- Short exercise
Count how many lines contain the word "index". Please give only the number.

———

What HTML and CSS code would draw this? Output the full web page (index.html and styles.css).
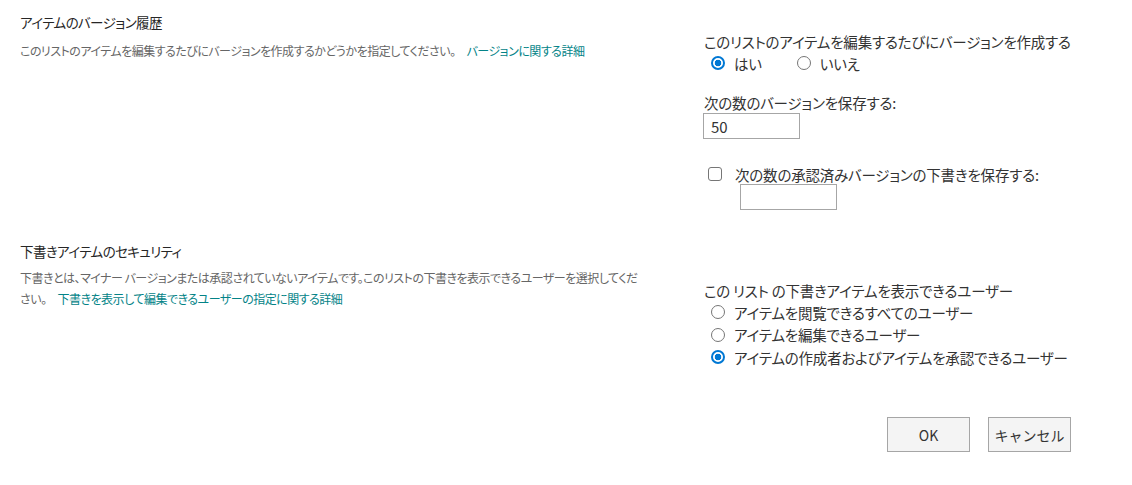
FILE: index.html
```html
<!DOCTYPE html>
<html lang="ja">
<head>
    <meta charset="UTF-8">
    <meta name="viewport" content="width=device-width, initial-scale=1.0">
    <title>バージョン設定</title>
    <link rel="stylesheet" href="styles.css">
</head>
<body>
    <form class="settings">
        <section class="row first">
            <div class="info">
                <h2>アイテムのバージョン履歴</h2>
                <p>このリストのアイテムを編集するたびにバージョンを作成するかどうかを指定してください。<a href="#">バージョンに関する詳細</a></p>
            </div>
            <div class="fields">
                <div class="label">このリストのアイテムを編集するたびにバージョンを作成する</div>
                <div class="choices">
                    <label class="choice"><input type="radio" name="versioning" checked>はい</label>
                    <label class="choice"><input type="radio" name="versioning">いいえ</label>
                </div>
                <div class="label count-label">次の数のバージョンを保存する:</div>
                <input type="text" class="count" value="50">
                <label class="check"><input type="checkbox">次の数の承認済みバージョンの下書きを保存する:</label>
                <input type="text" class="count draft-count">
            </div>
        </section>

        <section class="row second">
            <div class="info">
                <h2>下書きアイテムのセキュリティ</h2>
                <p class="wrap">下書きとは、マイナー バージョンまたは承認されていないアイテムです。このリストの下書きを表示できるユーザーを選択してください。<a href="#">下書きを表示して編集できるユーザーの指定に関する詳細</a></p>
            </div>
            <div class="fields">
                <div class="label">この リスト の下書きアイテムを表示できるユーザー</div>
                <label class="option"><input type="radio" name="draft">アイテムを閲覧できるすべてのユーザー</label>
                <label class="option"><input type="radio" name="draft">アイテムを編集できるユーザー</label>
                <label class="option"><input type="radio" name="draft" checked>アイテムの作成者およびアイテムを承認できるユーザー</label>
            </div>
        </section>

        <div class="actions">
            <button type="button">OK</button>
            <button type="button">キャンセル</button>
        </div>
    </form>
</body>
</html>
```

FILE: styles.css
```css
body {
    margin: 0;
    background-color: #ffffff;
    color: #333333;
    font-family: "Noto Sans CJK JP", "Noto Sans", sans-serif;
    font-feature-settings: "palt";
}
.row {
    display: grid;
    grid-template-columns: 684px 1fr;
    padding-left: 20px;
}
.row.first {
    height: 229px;
}
.row.second {
    height: 139px;
}
.info {
    padding-top: 12px;
}
.info h2 {
    margin: 0;
    font-size: 13.5px;
    font-weight: normal;
    line-height: 20px;
    letter-spacing: -0.6px;
    color: #262626;
}
.info p {
    margin: 8px 0 0;
    font-size: 12px;
    line-height: 21px;
    letter-spacing: -0.5px;
    color: #666666;
}
.info p.wrap {
    margin-top: 6px;
    width: 626px;
}
.info a {
    color: #038387;
    text-decoration: none;
    margin-left: 11px;
}
.fields {
    padding-top: 32px;
    font-size: 14.5px;
    letter-spacing: -0.2px;
}
.second .fields {
    padding-top: 52px;
}
.label {
    line-height: 20px;
}
.choices {
    display: flex;
    height: 22px;
    align-items: center;
}
.choice, .option, .check {
    display: flex;
    align-items: center;
}
.choice + .choice {
    margin-left: 28px;
}
.option {
    height: 22.5px;
}
input[type="radio"] {
    appearance: none;
    box-sizing: border-box;
    width: 14px;
    height: 14px;
    margin: 0 9px 0 7px;
    border: 1.5px solid #767676;
    border-radius: 50%;
    background-color: #ffffff;
}
input[type="radio"]:checked {
    border: 2px solid #0078d4;
    background: radial-gradient(circle, #0078d4 3px, #ffffff 3.6px);
}
.count-label {
    margin-top: 19px;
}
.count {
    display: block;
    box-sizing: border-box;
    width: 97px;
    height: 26px;
    margin: 0 0 0 -1px;
    padding: 0 7px;
    border: 1px solid #a6a6a6;
    font-family: inherit;
    font-size: 15px;
    color: #333333;
}
.check {
    height: 20px;
    margin-top: 25px;
}
input[type="checkbox"] {
    appearance: none;
    box-sizing: border-box;
    width: 14px;
    height: 14px;
    margin: 0 13px 0 4px;
    border: 1.5px solid #767676;
    border-radius: 3px;
    background-color: #ffffff;
}
.draft-count {
    margin-left: 36px;
}
.actions {
    display: flex;
    justify-content: flex-end;
    gap: 18px;
    margin-top: 49px;
    padding-right: 61px;
}
.actions button {
    width: 83px;
    height: 35px;
    padding: 0;
    white-space: nowrap;
    background-color: #f4f4f4;
    border: 1px solid #a6a6a6;
    font-family: inherit;
    font-size: 14px;
    color: #333333;
}
```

———

- Final result
2